Desde la publicación del libro «Desigualdad: un análisis de la infelicidad colectiva» (Richard Wilkinson y Kate Pickett, 2009), ha quedado demostrado que la desigualdad, una vez se tiene acceso a los recursos esenciales para vivir, es el factor que mejor explica la felicidad o infelicidad. Según multitud de índices, la desigualdad ha aumentado de manera muy rápida hasta el punto de reducir de manera severa el peso de la «clase media», en un proceso de creciente polarización social entre ricos y pobres. Paul Krugman denominó a este concepto «gran divergencia» (aumento de la desigualdad interna), frente al de «convergencia» (redistribución de recursos y riqueza entre países ricos y pobres).

Algunos trabajos señalan que los países con mayores desigualdades económicas tienen mayores problemas de salud mental y drogas, menores niveles de salud física y menor esperanza de vida, peores rendimientos académicos y mayores índices de embarazos juveniles no deseados. Por el contrario, los países desarrollados más igualitarios obtienen un mejor comportamiento en los índices de bienestar social.

Se atribuye la desigualdad a la globalización, a la desregulación, a razones políticas, financieras, tecnológicas, culturales o educativas. Thomas Piketty, entre otros, considera que es intrínseca al sistema capitalista y se deriva de su propia evolución, a menos que se introduzcan mecanismos correctores. En «El capital en el siglo XXI» (2014) analiza la evolución de la riqueza en Europa y EEUU durante los últimos 250 años y muestra que la acumulación de riqueza aumenta más deprisa que el crecimiento económico, incrementando la desigualdad. Hasta Barack Obama, en el debate sobre el estado de la nación de 2014, señaló que la desigualdad era uno de los mayores retos para EEUU, país fundado sobre la base del ideal meritocrático y amenazado ahora por unas élites que se perpetúan gracias al sistema.

La crisis económica, social y medioambiental y los movimientos políticos que cuestionan el modelo de referencia occidental del último siglo, probablemente conducirán a cambios importantes en el consumo y en la manera en la que se conducen los ciudadanos. Preservar a toda costa el actual modelo económico podría suponer, como imagina Susan George en «El Informe Lugano II» (2013), la exclusión social de masas enormes de población bajo el dogma de que son tiempos de austeridad, con recortes que afectan en particular a los que menos tienen, mientras las élites se hallan a salvo, en un proceso de profunda polarización social.

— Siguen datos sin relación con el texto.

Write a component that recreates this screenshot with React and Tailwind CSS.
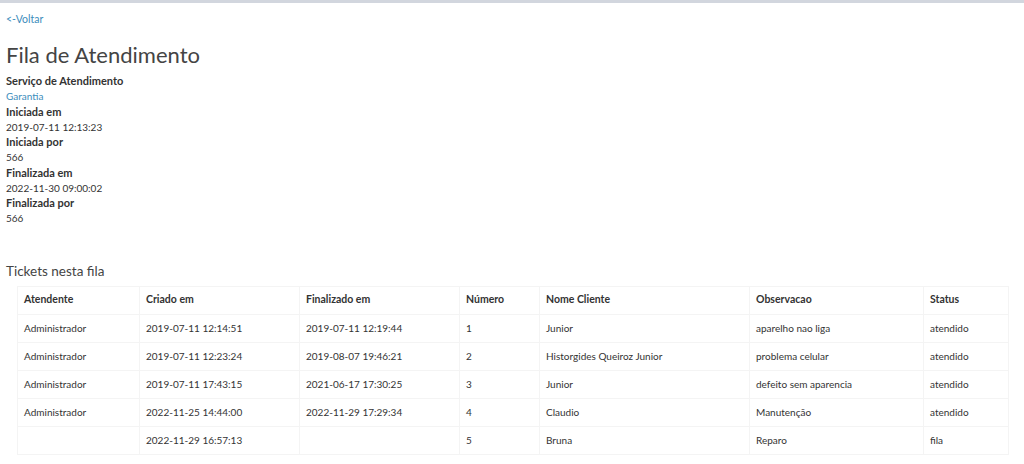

Como alternativa, una sociedad igualitaria alumbraría bienes y servicios innovadores accesibles e introduciría cambios en el modelo social mediante iniciativas educativas, formativas y culturales. Mejoraría así la calidad de vida de las personas en tanto que concepto subjetivo y complejo que depende no sólo de los recursos que las personas tienen y utilizan sino de sus expectativas, marcadas por las referencias sociales a su alrededor.